Another common mistake is choosing a spot that is technically available but not practical. A board works best where people can stand comfortably, write easily and see it clearly. In family homes, that might mean a lower section for children and a higher section for adult planning. In classrooms, it may mean using side walls for collaboration and a main front area for instruction.

It is also worth thinking about how long you need the board in place. If it is for a one-day workshop, placement can be purely functional. If it is for ongoing revision or family organisation, choose a space you will actually use every day. The best setup is not just easy to apply. It fits naturally into your routine.

How to use whiteboard roll for better results

The smartest use of whiteboard roll is not simply sticking it up and writing on it. It is giving the space a job. A revision board should be structured around subjects or dates. A family planner should have clear sections. A meeting wall should separate ideas, actions and deadlines. When the space has a purpose, people use it more consistently.

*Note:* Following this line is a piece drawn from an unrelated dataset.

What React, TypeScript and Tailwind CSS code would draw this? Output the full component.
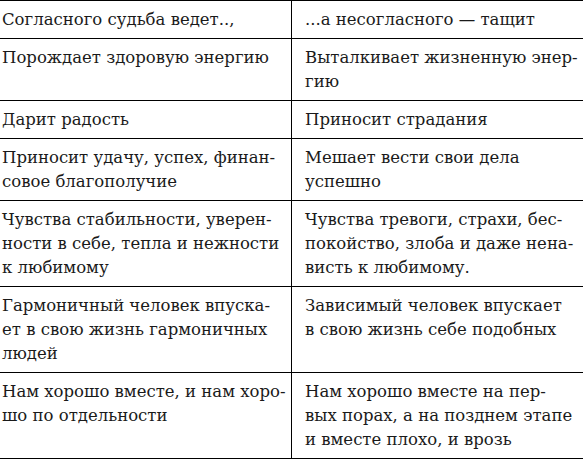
const rows: [string[], string[]][] = [
  [["Согласного судьба ведет..,"], ["...а несогласного — тащит"]],
  [["Порождает здоровую энергию"], ["Выталкивает жизненную энер-", "гию"]],
  [["Дарит радость"], ["Приносит страдания"]],
  [
    ["Приносит удачу, успех, финан-", "совое благополучие"],
    ["Мешает вести свои дела", "успешно"],
  ],
  [
    ["Чувства стабильности, уверен-", "ности в себе, тепла и нежности", "к любимому"],
    ["Чувства тревоги, страхи, бес-", "покойство, злоба и даже нена-", "висть к любимому."],
  ],
  [
    ["Гармоничный человек впуска-", "ет в свою жизнь гармоничных", "людей"],
    ["Зависимый человек впускает", "в свою жизнь себе подобных"],
  ],
  [
    ["Нам хорошо вместе, и нам хоро-", "шо по отдельности"],
    ["Нам хорошо вместе на пер-", "вых порах, а на позднем этапе", "и вместе плохо, и врозь"],
  ],
];

function Lines({ lines }: { lines: string[] }) {
  return (
    <>
      {lines.map((l, i) => (
        <span key={i} className="block whitespace-nowrap">
          {l}
        </span>
      ))}
    </>
  );
}

export default function App() {
  return (
    <div className="w-[583px] overflow-hidden bg-white font-['DejaVu_Serif',serif] text-[16.5px] leading-[24px] text-[#1a1a1a]">
      <div className="border-t border-black">
        {rows.map(([left, right], i) => (
          <div key={i} className="grid grid-cols-[292px_291px] border-b border-black">
            <div className="border-r border-black pt-[7px] pb-[6px] pl-[2px] pr-2">
              <Lines lines={left} />
            </div>
            <div className="pt-[7px] pb-[6px] pl-[13px] pr-2">
              <Lines lines={right} />
            </div>
          </div>
        ))}
      </div>
    </div>
  );
}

It also helps to think in terms of visibility. One advantage of writing on a wall or door rather than in a notebook is that the information stays in sight. That constant visibility improves follow-through. A to-do list you walk past is harder to ignore than one tucked in a drawer. A maths formula on a wardrobe door is more likely to stick in memory than one buried in a folder.

That is why whiteboard roll works across so many settings. It turns overlooked surfaces into active tools for learning, planning and getting things done. No drilling. No permanent installation. No wasted space.

If you have ever looked around a room and thought, I wish I had somewhere to write that down, you probably already know how useful the right surface can be. The clever part is realising you can create it almost anywhere, exactly when you need it.